A lovely young friend in Chicago tells me that she thinks "incel" never made it into usage outside outside the whole loathsome MRA/Red-Pill world, that she never heard it used in the gay or lesbian worlds at university or when she was a gallery girl in Manhattan. I do wonder, though--- are there self-described gay incels, and how do they perceive themselves? Do they use the word? Do they write about it? Is there a gay counterpart to "incel rage"? And...are gay males who call themselves incels attacked by the gender warriors and the Social Justice Cult the way straight users are? Gay men, I think, are currently being moved into the category of Bad Guys by the gender warriors--- see the whole feeding frenzy over "gay misogyny" or the way queen-speak "appropriates" black slang, see the way gay males are now treated by the gender warriors as bearing inherent male evil the same way straight males are.

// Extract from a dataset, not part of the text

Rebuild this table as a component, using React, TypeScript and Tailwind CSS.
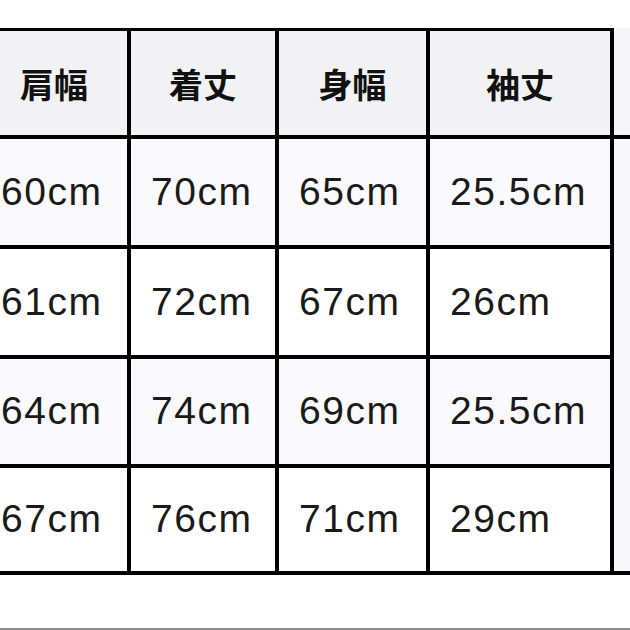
const headers = ["肩幅", "着丈", "身幅", "袖丈"];

const rows = [
  { values: ["60cm", "70cm", "65cm", "25.5cm"], h: "h-[106px]", bg: "bg-[#fafafc]" },
  { values: ["61cm", "72cm", "67cm", "26cm"], h: "h-[106px]", bg: "bg-white" },
  { values: ["64cm", "74cm", "69cm", "25.5cm"], h: "h-[105px]", bg: "bg-[#fafafc]" },
  { values: ["67cm", "76cm", "71cm", "29cm"], h: "h-[103px]", bg: "bg-white" },
];

export default function App() {
  return (
    <div className="w-[630px] h-[630px] bg-white overflow-hidden flex flex-col">
      <div className="h-[28px] shrink-0" />
      <div className="ml-[-19px] grid grid-cols-[146px_144px_147px_180px_40px] gap-[4px] bg-black pt-[3px] pb-[4px] w-fit">
        {headers.map((h) => (
          <div
            key={h}
            className="h-[104px] bg-[#f2f2f4] flex items-center justify-center text-[34px] font-bold text-[#111] font-['Noto_Sans_CJK_JP','Noto_Sans_CJK_SC',sans-serif]"
          >
            {h}
          </div>
        ))}
        <div className="h-[107px] -mt-[3px] bg-[#f6f6f8]" />

        {rows.map((r, i) =>
          r.values.map((v, j) => (
            <div
              key={`${i}-${j}`}
              className={`${r.h} ${r.bg} flex items-center pl-[20px] text-[39px] tracking-[1.5px] text-[#1a1a1a] font-['Liberation_Sans',Arial,sans-serif]`}
              style={{ gridRow: i + 2, gridColumn: j + 1 }}
            >
              {v}
            </div>
          ))
        )}
        <div className="bg-[#f8f8fa] row-start-2 row-span-4 col-start-5" />
      </div>
      <div className="flex-1" />
      <div className="h-[2px] bg-[#8c8c8c] shrink-0" />
    </div>
  );
}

And what about the lesbian world? That's completely opaque to me; I have no travelers' tales to rely upon. How do non-straight-male worlds handle the idea of involuntary celibacy? That's something that the flaneur and the quondam academic in me would like to know. 

I'd like to know, too, if there are still groups who use the word "incel" without the ideological baggage of the gender wars and the whole dreary Red Pill nonsense. I'd like to know if there are still places where people can discuss loneliness and social exclusion with wistfulness and personal sorrow--- with mutual support, but without mockery, rage, and ideological derision.